» **To do**
Track down each line that has the word "with" and copy it.
++++++
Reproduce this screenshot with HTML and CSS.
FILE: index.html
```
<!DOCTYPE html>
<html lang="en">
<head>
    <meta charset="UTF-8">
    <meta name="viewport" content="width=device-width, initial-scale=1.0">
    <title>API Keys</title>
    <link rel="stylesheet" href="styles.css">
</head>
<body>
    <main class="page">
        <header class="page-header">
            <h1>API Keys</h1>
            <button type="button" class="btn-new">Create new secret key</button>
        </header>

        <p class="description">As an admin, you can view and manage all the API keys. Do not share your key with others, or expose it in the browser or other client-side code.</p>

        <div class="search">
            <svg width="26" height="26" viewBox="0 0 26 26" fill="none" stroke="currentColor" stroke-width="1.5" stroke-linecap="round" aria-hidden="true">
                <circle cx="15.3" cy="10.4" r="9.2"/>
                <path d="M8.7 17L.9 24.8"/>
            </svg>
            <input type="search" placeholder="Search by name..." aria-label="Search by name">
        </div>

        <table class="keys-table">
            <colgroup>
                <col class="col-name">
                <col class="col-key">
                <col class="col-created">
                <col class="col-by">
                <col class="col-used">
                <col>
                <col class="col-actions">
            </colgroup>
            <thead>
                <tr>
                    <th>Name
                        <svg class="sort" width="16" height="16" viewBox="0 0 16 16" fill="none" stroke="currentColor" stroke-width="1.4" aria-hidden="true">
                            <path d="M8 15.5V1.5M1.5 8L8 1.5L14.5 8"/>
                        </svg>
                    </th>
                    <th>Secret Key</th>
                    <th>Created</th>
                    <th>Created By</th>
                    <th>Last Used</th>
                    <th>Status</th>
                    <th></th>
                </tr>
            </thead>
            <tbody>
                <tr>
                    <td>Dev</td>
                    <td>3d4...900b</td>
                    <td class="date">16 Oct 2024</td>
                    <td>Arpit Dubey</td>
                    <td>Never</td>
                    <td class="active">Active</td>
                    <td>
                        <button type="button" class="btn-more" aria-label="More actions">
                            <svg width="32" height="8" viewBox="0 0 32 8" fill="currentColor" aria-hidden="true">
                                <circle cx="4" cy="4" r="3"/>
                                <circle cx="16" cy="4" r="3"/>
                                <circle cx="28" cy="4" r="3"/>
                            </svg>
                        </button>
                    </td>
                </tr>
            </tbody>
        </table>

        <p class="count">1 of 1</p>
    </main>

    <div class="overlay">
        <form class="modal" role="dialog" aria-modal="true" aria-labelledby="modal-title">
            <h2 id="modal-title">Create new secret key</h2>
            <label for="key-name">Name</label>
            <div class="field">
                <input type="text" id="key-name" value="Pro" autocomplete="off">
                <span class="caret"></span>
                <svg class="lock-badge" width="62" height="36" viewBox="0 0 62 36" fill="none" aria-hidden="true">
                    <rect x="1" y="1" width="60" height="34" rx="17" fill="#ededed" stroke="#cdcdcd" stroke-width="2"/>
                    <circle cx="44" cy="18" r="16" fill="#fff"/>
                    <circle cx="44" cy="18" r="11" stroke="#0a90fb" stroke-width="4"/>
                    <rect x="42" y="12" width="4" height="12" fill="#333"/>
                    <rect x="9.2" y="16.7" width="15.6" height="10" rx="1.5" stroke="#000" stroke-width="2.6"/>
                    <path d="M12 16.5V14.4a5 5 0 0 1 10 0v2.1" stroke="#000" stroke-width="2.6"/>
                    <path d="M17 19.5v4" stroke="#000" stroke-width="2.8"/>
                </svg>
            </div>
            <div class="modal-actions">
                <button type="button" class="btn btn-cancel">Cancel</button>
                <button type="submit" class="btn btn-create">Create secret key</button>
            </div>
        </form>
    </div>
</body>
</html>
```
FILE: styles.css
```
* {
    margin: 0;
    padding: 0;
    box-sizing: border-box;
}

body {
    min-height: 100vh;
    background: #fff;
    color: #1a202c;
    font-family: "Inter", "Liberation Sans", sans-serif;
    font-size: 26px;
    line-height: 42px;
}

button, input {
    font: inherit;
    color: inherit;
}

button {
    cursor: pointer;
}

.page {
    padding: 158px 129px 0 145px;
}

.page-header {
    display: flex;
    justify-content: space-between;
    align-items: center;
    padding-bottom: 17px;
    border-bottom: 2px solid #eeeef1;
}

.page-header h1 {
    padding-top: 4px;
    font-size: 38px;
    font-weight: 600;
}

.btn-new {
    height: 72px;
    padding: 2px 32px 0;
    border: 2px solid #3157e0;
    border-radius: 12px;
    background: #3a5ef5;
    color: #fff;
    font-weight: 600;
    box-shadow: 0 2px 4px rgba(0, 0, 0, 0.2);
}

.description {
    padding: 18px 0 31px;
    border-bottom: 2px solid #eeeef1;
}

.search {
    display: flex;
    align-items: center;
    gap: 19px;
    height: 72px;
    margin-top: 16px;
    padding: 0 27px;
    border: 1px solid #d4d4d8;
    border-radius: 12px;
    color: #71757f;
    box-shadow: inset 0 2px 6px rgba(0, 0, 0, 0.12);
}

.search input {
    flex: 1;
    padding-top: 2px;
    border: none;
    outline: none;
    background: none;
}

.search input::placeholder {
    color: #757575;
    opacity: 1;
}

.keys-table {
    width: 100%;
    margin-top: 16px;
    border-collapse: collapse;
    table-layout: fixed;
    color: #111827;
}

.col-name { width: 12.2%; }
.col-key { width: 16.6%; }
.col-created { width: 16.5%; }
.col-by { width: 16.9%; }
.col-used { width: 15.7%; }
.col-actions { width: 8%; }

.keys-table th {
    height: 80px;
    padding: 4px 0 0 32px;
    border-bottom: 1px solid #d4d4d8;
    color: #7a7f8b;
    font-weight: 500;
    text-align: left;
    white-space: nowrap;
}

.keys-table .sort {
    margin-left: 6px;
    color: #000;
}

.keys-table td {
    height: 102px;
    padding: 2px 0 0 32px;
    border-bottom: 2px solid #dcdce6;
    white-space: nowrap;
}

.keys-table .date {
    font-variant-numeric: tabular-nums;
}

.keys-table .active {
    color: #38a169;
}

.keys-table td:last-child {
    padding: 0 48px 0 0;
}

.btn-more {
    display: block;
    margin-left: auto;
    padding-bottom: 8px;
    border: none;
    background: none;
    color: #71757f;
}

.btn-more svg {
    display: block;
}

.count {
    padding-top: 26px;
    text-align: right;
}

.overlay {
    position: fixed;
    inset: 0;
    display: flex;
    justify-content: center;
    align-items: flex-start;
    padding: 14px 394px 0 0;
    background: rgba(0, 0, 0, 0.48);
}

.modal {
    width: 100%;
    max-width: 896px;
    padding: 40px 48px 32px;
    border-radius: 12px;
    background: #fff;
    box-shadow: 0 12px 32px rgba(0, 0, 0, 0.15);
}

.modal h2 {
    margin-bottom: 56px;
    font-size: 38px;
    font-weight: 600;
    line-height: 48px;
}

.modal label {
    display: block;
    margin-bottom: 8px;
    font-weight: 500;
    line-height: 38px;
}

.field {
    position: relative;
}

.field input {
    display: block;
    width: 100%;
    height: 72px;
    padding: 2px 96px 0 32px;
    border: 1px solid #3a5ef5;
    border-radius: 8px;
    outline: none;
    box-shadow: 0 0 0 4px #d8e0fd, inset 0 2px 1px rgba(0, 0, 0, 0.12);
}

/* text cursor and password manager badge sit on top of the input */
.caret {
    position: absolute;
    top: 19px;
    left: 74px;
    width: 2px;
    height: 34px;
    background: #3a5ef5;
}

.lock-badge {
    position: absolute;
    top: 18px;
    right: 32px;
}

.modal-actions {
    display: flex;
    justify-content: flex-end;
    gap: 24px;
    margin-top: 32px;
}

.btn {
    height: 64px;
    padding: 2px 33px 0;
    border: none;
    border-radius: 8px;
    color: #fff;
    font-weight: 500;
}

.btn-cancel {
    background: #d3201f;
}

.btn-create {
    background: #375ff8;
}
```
++++++
» **Solution for this task**
Reproduce this screenshot with HTML and CSS.
        <p class="description">As an admin, you can view and manage all the API keys. Do not share your key with others, or expose it in the browser or other client-side code.</p>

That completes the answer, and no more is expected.